2007-02-04 Thread Ariel


On Wed, 10 Jan 2007, Matt Boge wrote:

PS.  I think I'd like to consider creating multiple partitions in my new 
setup (two 400GB drives that I will be setting up with RAID0).


Watch out with RAID0, if you do that, if either one of the drives die you 
lost the data from both. And recovery is much more complicated because 
half the data is on each drive.


I'd install Windows XP on one partition and I think I'd like to install a 
Linux variant on the other to play around with and get more familiar 
with this OS (hey, an old dog can ALWAYS learn new tricks, right?).  Any 
suggestions on how I should do this and which variant of Linux I should 
install?


Create the partitions outside linux, first create the Windows partition 
(type doesn't matter, as you will see). Then create the Linux partition, 
and then finally delete the windows one.


You are doing it in this strange order to make sure the second partition 
was also the second one created.


Don't forget to create a swap partition if you will use one (you can also 
swap onto a data partition).


Don't install linux yet (since potentially windows will erase it, and 
then you'll have wasted your time) boot windows setup, and ask to 
partition the drive - windows should complain about some mystery partition 
on the drive, but ignore that, and let window partition the free space 
on the drive.


Finish windows install. Now install linux, first of all linux will not get 
confused about the extra partition, second the installer will 
(should) notice windows and create an entry for it.
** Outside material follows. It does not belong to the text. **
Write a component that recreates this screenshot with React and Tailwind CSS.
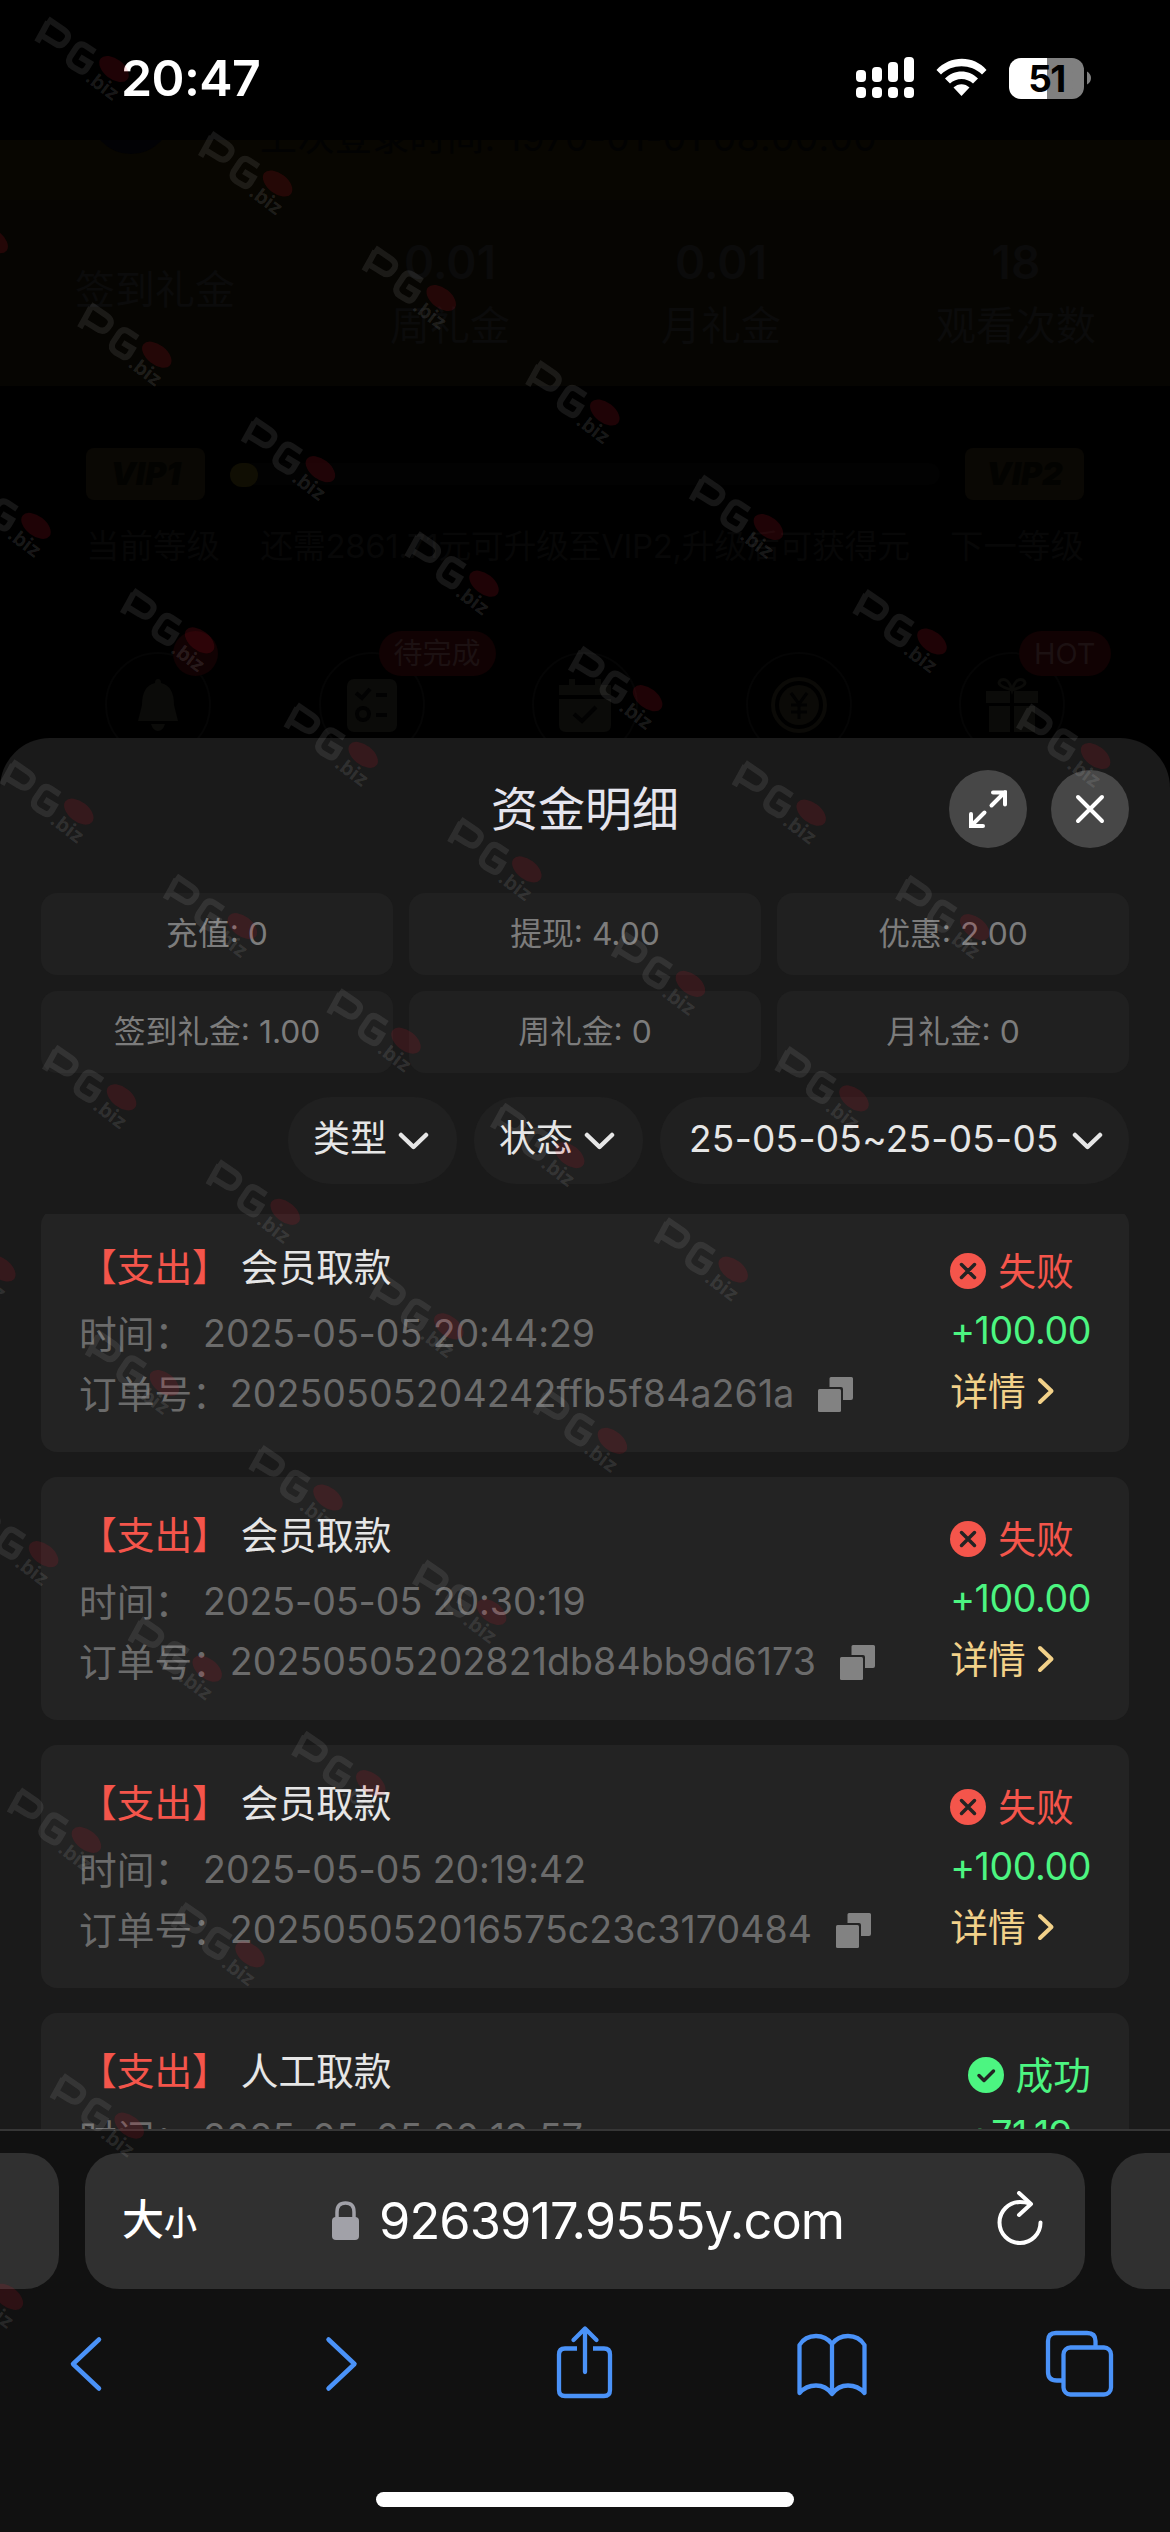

And finally linux will 
do the right thing in regard to making sure you can actual boot (window 
can't handle it).


Anyway, as far as what variant (called a distribution) I like Debian, but 
try these pages:

http://www.tuxs.org/chooser/
http://www.zegeniestudios.net/ldc/

-Ariel

PS. Another option (if your chosen distib supports it), is to be dumb, and 
let windows own the whole drive, then have the distrib shrink the 
partition to make room for linux.


If you use RAID on the drives you are complicating things, and I just 
don't know what linux will do. If it's hardware raid it should work, but 
if you use windows raid, I'm just not sure.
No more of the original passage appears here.